The force will be different in sign depending on the direction of the current flow. If they (I1 and I2) are in the same direction, the force will move the wires closer to each other. If they flow in opposite directions, the force will push them apart. You can see this if you look at the right hand rule and examine the magnetic field for both situations.

With loop currents in both directions compared to wire 2, you will have to subtract the two results.

If you do these two things, it should match up with the actual answer.

Okay so,F4=(4pi*10^-7)(2.02)(12.7)(.288)/2pi(.11+.152)

F2=(4pi*10^-7)(2.02)(12.7)(.288)/2pi*.11

Clearly it matter which one is positive and which one is negative so how does one tell which is positive and which is negative? The only thing I can think of is that it the magnetic field is going into the page so using IxB for f2 we use our right hand point our fingers in the direction of the current so up, then curl them into the page and that gives the thumb going left so f2 should be negative, while f4 we out our fingers down curl them in toward the page and the thumb is right so the force is positive?

 

[haruspex]

for f2 we use our right hand point our fingers in the direction of the current so up, then curl them into the page and that gives the thumb going left so f2 should be negative, while f4 we out our fingers down curl them in toward the page and the thumb is right so the force is positive?

Assuming you are using positive for forces to the right, yes.
Rather than using handedness rules, I find it much easier to visualise the field lines.
If you have currents the same direction along two parallel wires, the field lines run the same way around them, so at a sufficient distance merge to become one system of enveloping lines. The lines like to shrink in length and spread apart from each other, so they pull the wires together.
With the currents in opposite directions, the two sets of lines run opposite ways around, leading to a bunching up between them. That pushes the wires apart.

 

[J6204]

Assuming you are using positive for forces to the right, yes.
Rather than using handedness rules, I find it much easier to visualise the field lines.
If you have currents the same direction along two parallel wires, the field lines run the same way around them, so at a sufficient distance merge to become one system of enveloping lines. The lines like to shrink in length and spread apart from each other, so they pull the wires together.
With the currents in opposite directions, the two sets of lines run opposite ways around, leading to a bunching up between them. That pushes the wires apart.

If I was using the right hand rule how would I know that the magnetic field was going into the page? I just kind of guessed and it was correct. That will be my last question

 

[haruspex]

If I was using the right hand rule how would I know that the magnetic field was going into the page? I just kind of guessed and it was correct. That will be my last question

It goes into the page on one side and out of the page on the other.
The right hand rule for this says to point your right thumb in the direction of the current in the wire. Curled fingers then point in the direction of the field.

 

[J6204]

It goes into the page on one side and out of the page on the other.
The right hand rule for this says to point your right thumb in the direction of the current in the wire. Curled fingers then point in the direction of the field.

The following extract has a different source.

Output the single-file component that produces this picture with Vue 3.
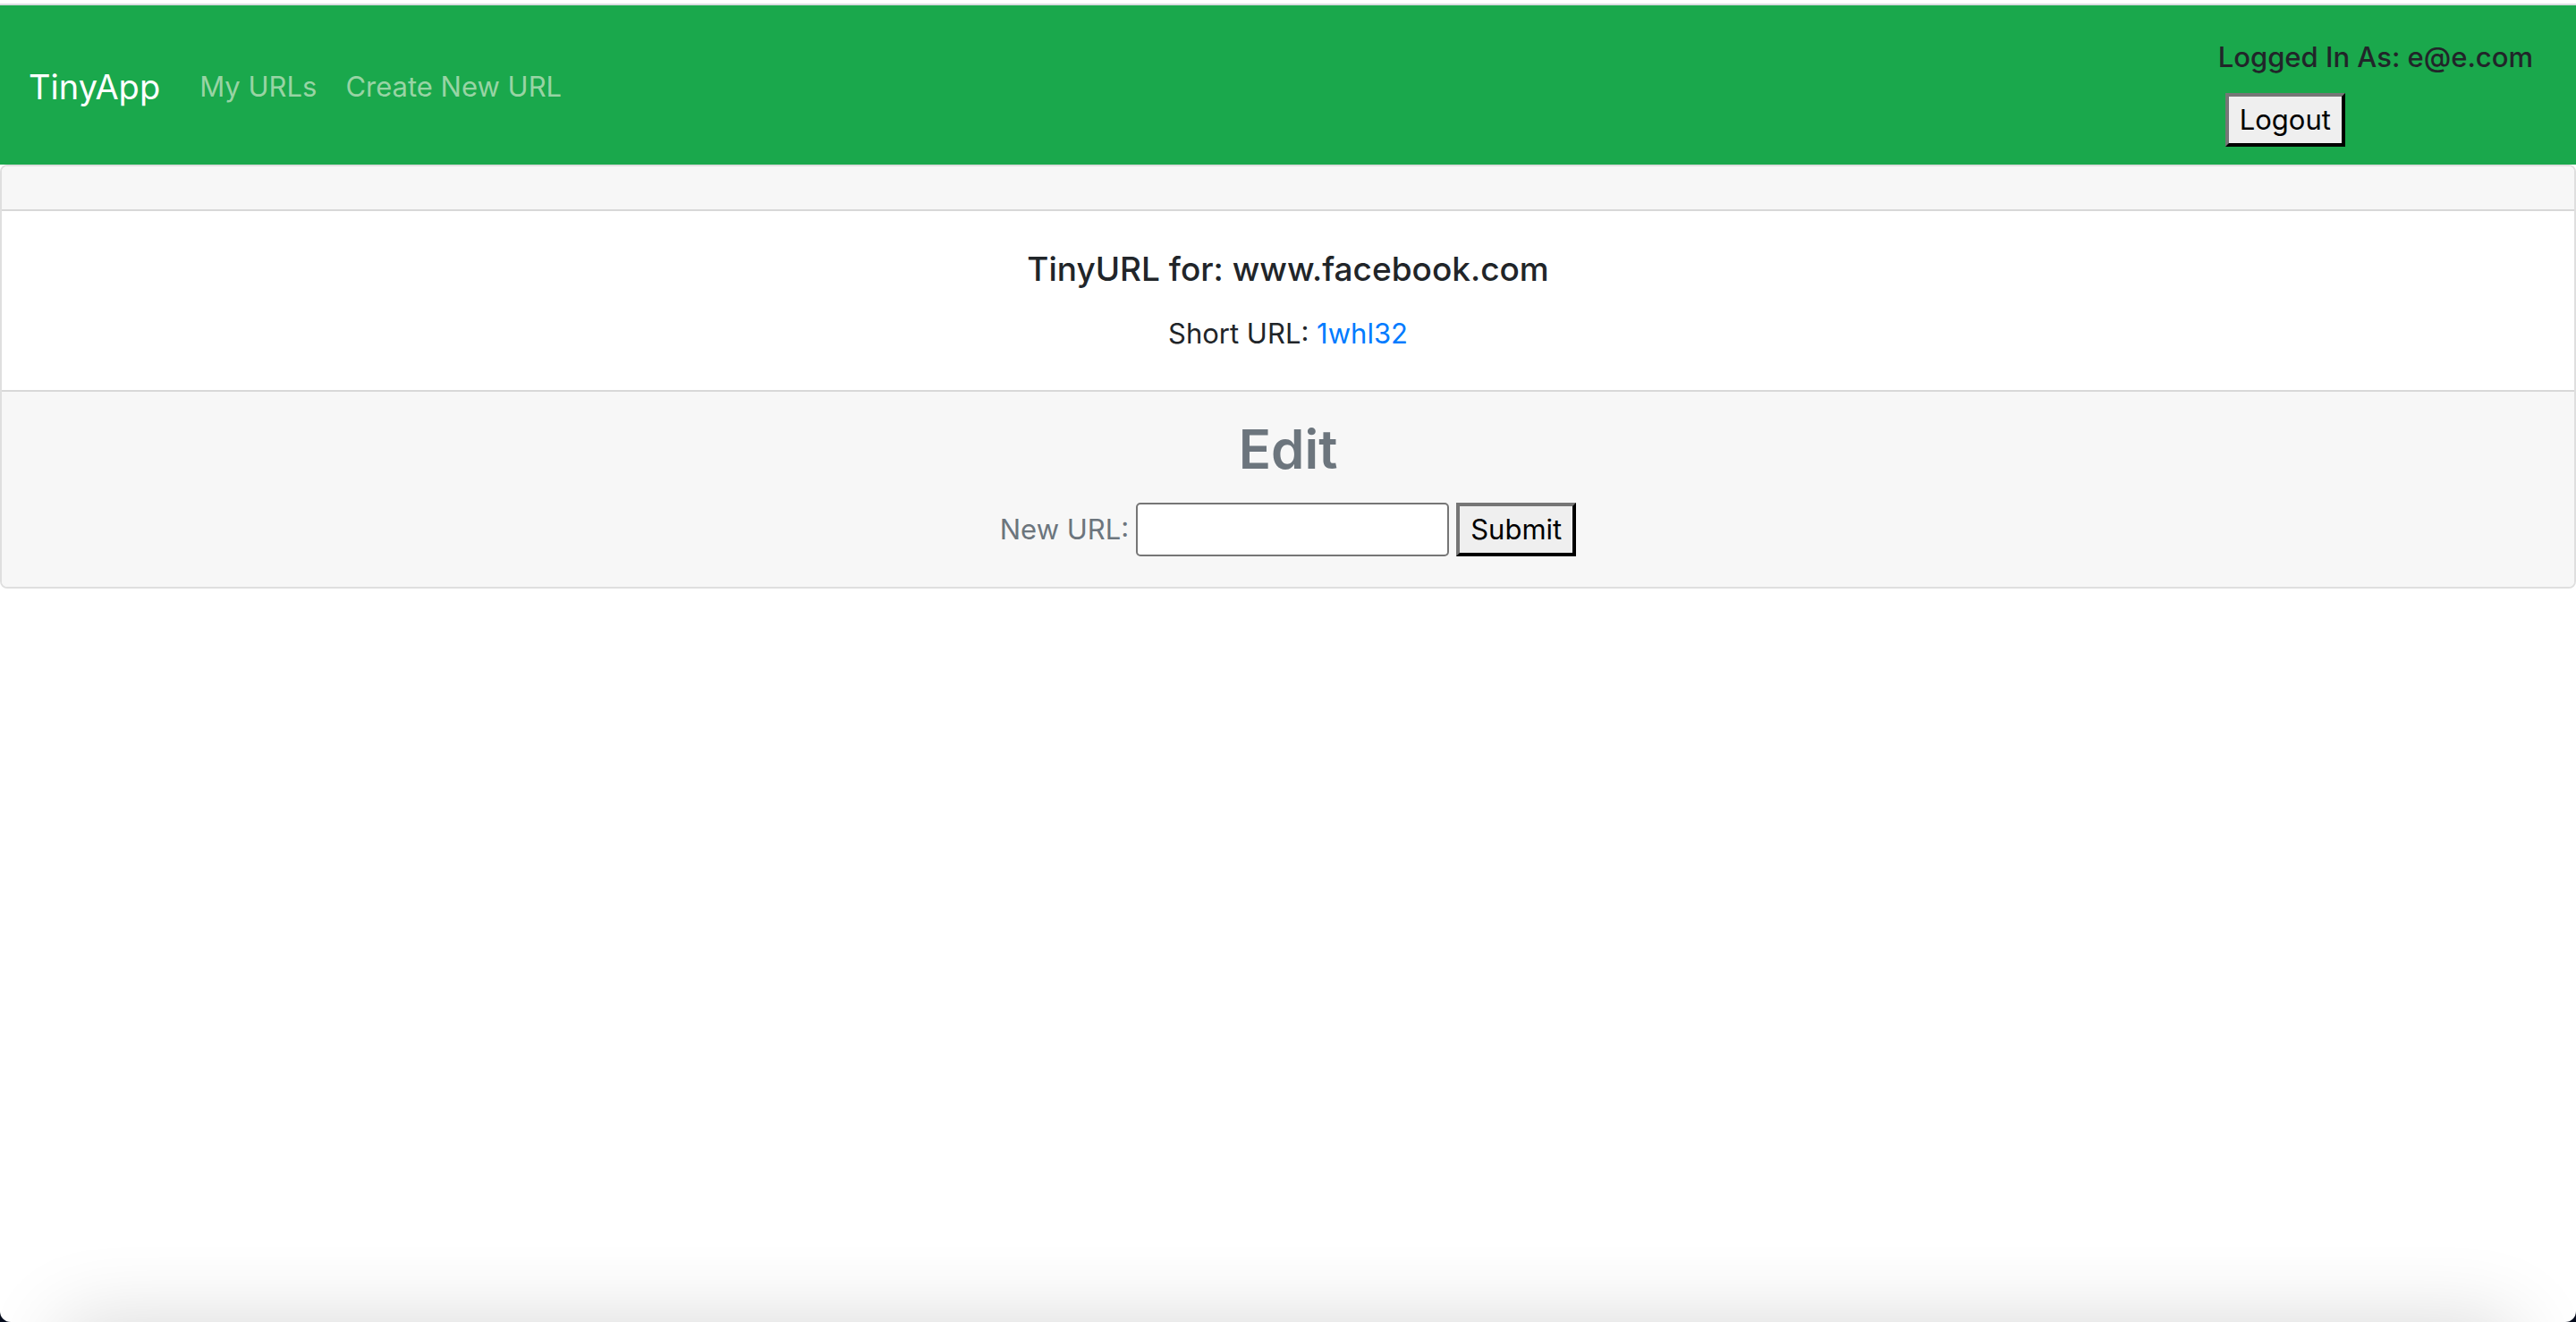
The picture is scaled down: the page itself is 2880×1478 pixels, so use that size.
<script setup>
import { ref } from 'vue'

const email = 'e@e.com'
const longUrl = 'www.facebook.com'
const shortUrl = '1whl32'
const newUrl = ref('')
</script>

<template>
  <div class="page">
    <header class="navbar">
      <nav class="nav">
        <a class="brand" href="#">TinyApp</a>
        <a class="nav-link" href="#">My URLs</a>
        <a class="nav-link" href="#">Create New URL</a>
      </nav>
      <form class="session" @submit.prevent>
        <span class="session-user">Logged In As: {{ email }}</span>
        <button class="btn" type="submit">Logout</button>
      </form>
    </header>

    <main class="card">
      <div class="card-header"></div>
      <section class="card-body">
        <h5 class="card-title">TinyURL for: {{ longUrl }}</h5>
        <p class="card-text">Short URL: <a class="short-link" href="#">{{ shortUrl }}</a></p>
      </section>
      <section class="card-footer">
        <h2 class="edit-title">Edit</h2>
        <form class="edit-form" @submit.prevent>
          <label for="new-url">New URL:</label>
          <input id="new-url" v-model="newUrl" class="field" type="text" />
          <button class="btn" type="submit">Submit</button>
        </form>
      </section>
    </main>
    <div class="shade"></div>
  </div>
</template>

<style>
body {
  margin: 0;
  background: #050b1c;
}
</style>

<style scoped>
.page {
  position: relative;
  box-sizing: border-box;
  min-height: 100vh;
  padding-top: 4px;
  overflow: hidden;
  border-radius: 0 0 12px 12px;
  background: #fff;
  color: #212529;
  font-family: Inter, "Liberation Sans", sans-serif;
  font-size: 31px;
  line-height: 48px;
}

a {
  text-decoration: none;
}

.navbar {
  display: flex;
  align-items: center;
  justify-content: space-between;
  padding: 34px 48px 20px 32px;
  border-top: 2px solid #dadce0;
  background: #1aa84c;
}

.nav {
  display: flex;
  align-items: center;
  gap: 32px;
  padding-bottom: 10px;
}

.brand {
  margin-right: 12px;
  color: #fff;
  font-size: 38px;
}

.nav-link {
  color: #98d4a4;
}

.session {
  display: flex;
  flex-direction: column;
  align-items: flex-start;
  gap: 16px;
}

.session-user {
  font-weight: 500;
}

.session .btn {
  margin-left: 8px;
}

.btn {
  box-sizing: border-box;
  height: 60px;
  padding: 0 12px;
  border: 4px outset #767676;
  border-color: #767676 #212121 #212121 #767676;
  border-radius: 0;
  background: #efefef;
  color: #000;
  font: inherit;
}

.card {
  border: 2px solid #dfdfdf;
  border-radius: 8px;
  text-align: center;
}

.card-header {
  height: 48px;
  border-bottom: 2px solid #d8d8d8;
  border-radius: 6px 6px 0 0;
  background: #f7f7f7;
}

.card-body {
  padding: 41px 40px 39px;
}

.card-title {
  margin: 0 0 24px;
  font-size: 37px;
  font-weight: 500;
  line-height: 48px;
}

.card-text {
  margin: 0;
}

.short-link {
  color: #007bff;
}

.card-footer {
  padding: 22px 40px 34px;
  border-top: 2px solid #d8d8d8;
  border-radius: 0 0 6px 6px;
  background: #f7f7f7;
  color: #6c757d;
}

.edit-title {
  margin: 0 0 18px;
  font-size: 60px;
  font-weight: 600;
  line-height: 84px;
}

.edit-form {
  display: flex;
  align-items: center;
  justify-content: center;
  gap: 8px;
}

.field {
  box-sizing: border-box;
  width: 350px;
  height: 60px;
  padding: 2px 4px;
  border: 2px solid #767676;
  border-radius: 5px;
  background: #fff;
  font: inherit;
}

.shade {
  position: absolute;
  top: 100%;
  right: 70px;
  left: 70px;
  height: 100px;
  box-shadow: 0 0 90px rgba(0, 0, 0, 0.16);
}
</style>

So for the right side, I would point my thumb in the direction of the current so upwards then curl my fingers which way? How do I determine whether the magnetic field is coming out or going in

 

[kuruman]

Imagine grasping the long wire with your right hand so that your thumb points in the direction of I₂. Curl your right hand fingers around the wire. They go into the screen on the right side of the wire and out of the screen on the left side of the wire. So does the field.